PC gaming and the community that Valve’s Steam platform has helped build, is in the perfect position to allow this. Ask yourselves, have you ever come across a mod that you have either paid for, donated to or wanted to pay for? Maybe it’s about time someone capitalised on this – and no, I’m not inciting an excuse for 150 publishers to require people to sign up to exclusive services and all the possible security breaches thereafter. Sure, I may be biased towards Steam; at least it has the community and tools in place to accommodate such an endeavour. Steam is already integrating the community by letting them vote on the next big release.
Building on this endeavour may prove to be a slippery slope. Developers may find themselves in a position whereby they can rely on the community to enhance the core gameplay experience. A game that’s all glue and no core, a cake that’s all icing. How does one create a balance between the core game and the user-generated content? Just as exciting as some mods can be, not all players are interested in using them. Fewer still will ever be interested in creating mods in the first place. A game must be able to stand on its own.

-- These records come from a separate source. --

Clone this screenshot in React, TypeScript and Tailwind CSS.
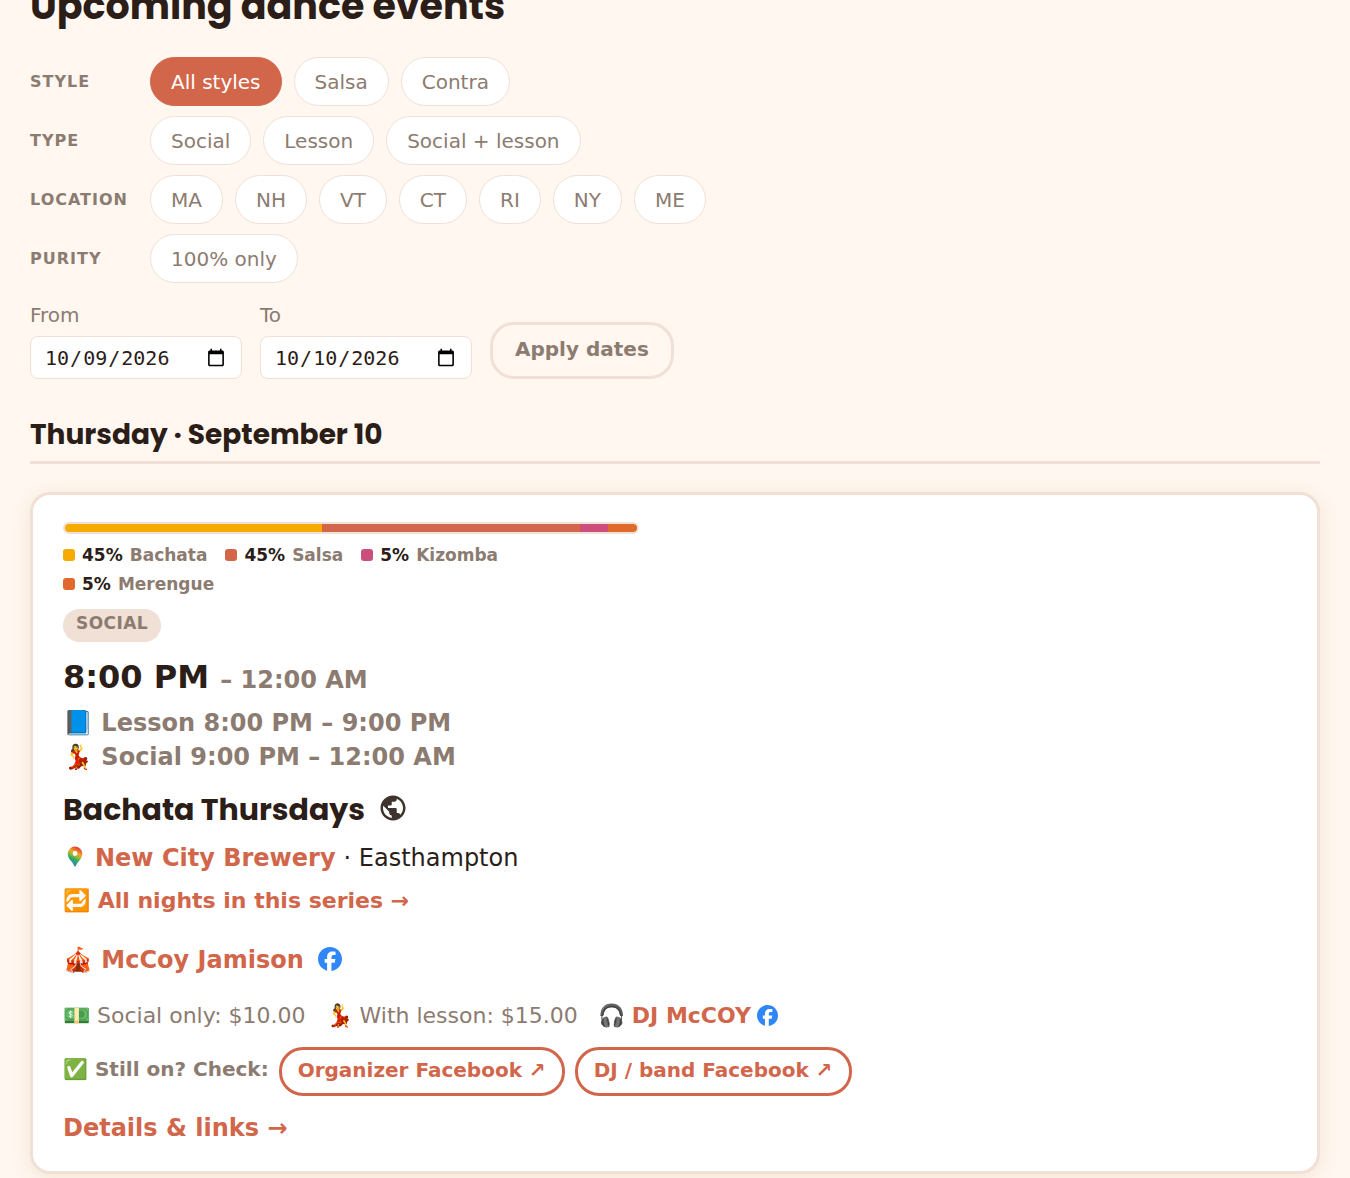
import {useId, useState} from "react";
import type {ReactNode} from "react";
import clsx from "clsx";
import {MdPublic} from "react-icons/md";
import {SiFacebook} from "react-icons/si";

const filters = [
    {label: "Style", options: ["All styles", "Salsa", "Contra"]},
    {label: "Type", options: ["Social", "Lesson", "Social + lesson"]},
    {label: "Location", options: ["MA", "NH", "VT", "CT", "RI", "NY", "ME"]},
    {label: "Purity", options: ["100% only"]},
];

const mix = [
    {name: "Bachata", percent: 45, color: "bg-[#f5ab00]"},
    {name: "Salsa", percent: 45, color: "bg-[#d1664a]"},
    {name: "Kizomba", percent: 5, color: "bg-[#cb4e7d]"},
    {name: "Merengue", percent: 5, color: "bg-[#e0692e]"},
];

const FilterRow = ({label, options, selected, onSelect}: {
    label: string;
    options: string[];
    selected?: string;
    onSelect: (option: string) => void;
}) => (
    <div className="flex items-center" role="group" aria-label={label}>
        <span className="w-[120px] shrink-0 text-[16px] leading-5 font-bold uppercase tracking-[1px] text-[#8c7b70]">
            {label}
        </span>
        <div className="flex flex-wrap gap-x-3 gap-y-2.5">
            {options.map(option => (
                <button
                    key={option}
                    type="button"
                    aria-pressed={selected === option}
                    onClick={() => onSelect(option)}
                    className={clsx(
                        "h-[49px] rounded-full border px-5 text-[20px]",
                        selected === option
                            ? "border-[#d1664a] bg-[#d1664a] text-white"
                            : "border-[#f0e0d6] bg-white text-[#8c7b70]"
                    )}
                >
                    {option}
                </button>
            ))}
        </div>
    </div>
);

const DateField = ({label, value, onChange}: {label: string; value: string; onChange: (value: string) => void}) => {
    const id = useId();

    return (
        <div className="flex flex-col gap-[9px]">
            <label htmlFor={id} className="text-[20px] leading-6 text-[#8c7b70]">{label}</label>
            <input
                id={id}
                type="date"
                value={value}
                onChange={e => onChange(e.target.value)}
                className="h-[43px] w-[212px] rounded-lg border border-[#f0e0d6] bg-white px-[13px] font-['DejaVu_Sans_Mono',monospace] text-[20px]"
            />
        </div>
    );
};

const CheckLink = ({children}: {children: ReactNode}) => (
    <a href="#" className="flex h-[49px] items-center rounded-3xl border-3 border-[#d1664a] px-4 pb-1 text-[20px] text-[#d1664a]">
        {children}
    </a>
);

const MapPin = () => (
    <svg viewBox="0 0 16 21" className="h-[21px] w-4" aria-hidden="true">
        <defs>
            <linearGradient id="pin" x1="0.7" y1="0" x2="0.3" y2="1">
                <stop offset="0.08" stopColor="#e2453a"/>
                <stop offset="0.32" stopColor="#f5a623"/>
                <stop offset="0.5" stopColor="#8cba3c"/>
                <stop offset="0.65" stopColor="#2fa866"/>
                <stop offset="1" stopColor="#3580d8"/>
            </linearGradient>
        </defs>
        <path d="M8 .5A7.300 7.300 0 0 0 .7 7.800c0 3 1.600 5.200 3.300 7.300 1.500 1.900 2.500 3.200 3.200 4.800.3.700 1.300.7 1.600 0 .7-1.600 1.700-2.900 3.200-4.800 1.700-2.100 3.300-4.300 3.300-7.300A7.300 7.300 0 0 0 8 .5z" fill="url(#pin)"/>
        <circle cx="8" cy="7.500" r="2.400" fill="white"/>
    </svg>
);

const EventCard = () => (
    <article className="rounded-[20px] border-3 border-[#f0e0d6] bg-white px-[30px] pt-[27px] pb-[26px] shadow-[0_4px_20px_rgba(176,128,48,0.14)]">
        <div className="max-w-[576px]">
            <div className="flex h-3 overflow-hidden rounded-full border-2 border-[#f0e0d6]">
                {mix.map(({name, percent, color}) => (
                    <div key={name} className={color} style={{width: `${percent}%`}}/>
                ))}
            </div>
            <ul className="mt-[11px] flex flex-wrap gap-x-[18px] gap-y-[9px] text-[17px] leading-5 font-bold">
                {mix.map(({name, percent, color}) => (
                    <li key={name} className="flex items-center gap-[7px]">
                        <span className={clsx("size-3 rounded-[3px]", color)}/>
                        <span>{percent}%</span>
                        <span className="text-[#8c7b70]">{name}</span>
                    </li>
                ))}
            </ul>
        </div>
        <span className="mt-[15px] flex h-[33px] w-fit items-center rounded-full bg-[#f0e0d6] px-[13px] pb-[3px] text-[17px] font-bold uppercase tracking-wide text-[#8c7b70]">
            Social
        </span>
        <p className="mt-[15px] text-[32px] leading-10 font-bold">
            8:00 PM <span className="text-[24px] text-[#8c7b70]">– 12:00 AM</span>
        </p>
        <div className="mt-1.5 text-[24px] leading-[34px] font-bold text-[#8c7b70]">
            <p>📘 Lesson 8:00 PM – 9:00 PM</p>
            <p>💃 Social 9:00 PM – 12:00 AM</p>
        </div>
        <div className="mt-4 flex items-center gap-[13px]">
            <h3 className="font-['Poppins','Inter',sans-serif] text-[30px] leading-10 font-bold">Bachata Thursdays</h3>
            <a href="#" aria-label="Event website" className="pb-1 opacity-90"><MdPublic className="size-[30px]"/></a>
        </div>
        <p className="mt-[11px] flex items-center text-[24px] leading-[34px]">
            <span className="mr-2 flex w-6 justify-center pb-1"><MapPin/></span>
            <a href="#" className="font-bold text-[#d1664a]">New City Brewery</a>
            <span className="ml-2">· Easthampton</span>
        </p>
        <p className="mt-2.5 text-[22px] leading-8 font-bold">
            <a href="#" className="text-[#d1664a]">🔁 All nights in this series →</a>
        </p>
        <p className="mt-[26px] flex items-center gap-3.5 text-[24px] leading-[34px] font-bold">
            <a href="#" className="text-[#d1664a]">🎪 McCoy Jamison</a>
            <a href="#" aria-label="McCoy Jamison on Facebook" className="pb-0.5"><SiFacebook className="size-6 text-[#2e86f7]"/></a>
        </p>
        <div className="mt-[23px] flex flex-wrap gap-x-5 text-[22px] leading-8 text-[#8c7b70]">
            <span>💵 Social only: $10.00</span>
            <span>💃 With lesson: $15.00</span>
            <span className="flex items-center gap-1.5">
                <span>🎧 <a href="#" className="font-bold text-[#d1664a]">DJ McCOY</a></span>
                <a href="#" aria-label="DJ McCOY on Facebook" className="pb-0.5"><SiFacebook className="size-[21px] text-[#2e86f7]"/></a>
            </span>
        </div>
        <div className="mt-[15px] flex flex-wrap items-center gap-2.5 font-bold">
            <span className="pb-1.5 text-[20px] text-[#8c7b70]">✅ Still on? Check:</span>
            <CheckLink>Organizer Facebook ↗</CheckLink>
            <CheckLink>DJ / band Facebook ↗</CheckLink>
        </div>
        <p className="mt-[15px] text-[24px] leading-[34px] font-bold">
            <a href="#" className="text-[#d1664a]">Details &amp; links →</a>
        </p>
    </article>
);

const App = () => {
    const [selected, setSelected] = useState<Record<string, string>>({Style: "All styles"});
    const [from, setFrom] = useState("2026-10-09");
    const [to, setTo] = useState("2026-10-10");

    return (
        <div className="flow-root min-h-screen bg-[#fff7f0] font-['DejaVu_Sans',sans-serif] text-[#2b1d18]">
            <main className="mx-[30px] pb-1">
                <h1 className="-mt-4 font-['Poppins','Inter',sans-serif] text-[38px] leading-[44px] font-bold">
                    Upcoming dance events
                </h1>
                <div className="mt-[29px] flex flex-col gap-2.5">
                    {filters.map(({label, options}) => (
                        <FilterRow
                            key={label}
                            label={label}
                            options={options}
                            selected={selected[label]}
                            onSelect={option => setSelected({...selected, [label]: option})}
                        />
                    ))}
                </div>
                <form className="mt-5 flex flex-wrap items-end gap-[18px]" onSubmit={e => e.preventDefault()}>
                    <DateField label="From" value={from} onChange={setFrom}/>
                    <DateField label="To" value={to} onChange={setTo}/>
                    <button
                        type="submit"
                        className="h-[57px] rounded-3xl border-3 border-[#f0e0d6] px-[22px] pb-1 text-[20px] font-bold text-[#8c7b70]"
                    >
                        Apply dates
                    </button>
                </form>
                <section className="mt-[35px]">
                    <h2 className="border-b-3 border-[#f0e0d6] pb-[5px] font-['Poppins','Inter',sans-serif] text-[28px] leading-[42px] font-bold">
                        Thursday · September 10
                    </h2>
                    <div className="mt-7">
                        <EventCard/>
                    </div>
                </section>
            </main>
        </div>
    );
};

export default App;
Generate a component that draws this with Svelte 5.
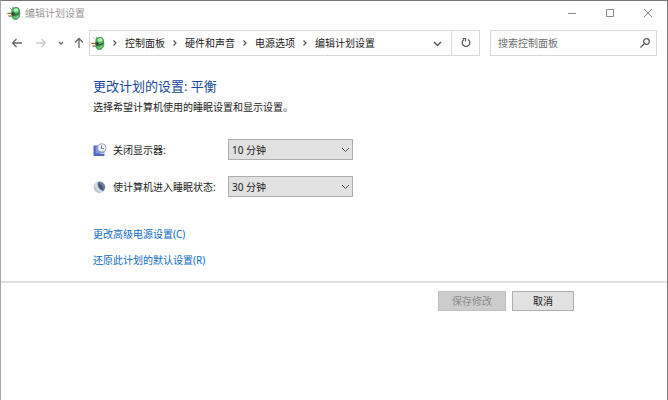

Why the concentration on mods though? If these people are producing enough quality content to charge for it, why don’t they just create their own indie title? Simple, creating a mod is not the same thing as releasing and supporting your own title. Modding is an invaluable stepping stone before diving head first into your own indie game. Sometimes, the desire is to break into the industry and a portfolio of work is needed. You have to start somewhere. There are different skill sets to consider. Modelling, textures, physics, shaders, A.I., audio, core gameplay mechanics, design, story and writing. Creating games requires a very diverse skill-set.
In the end, it’s the players, the customers, that decide whether something is a success or not. So I ask you, would you pay for mods?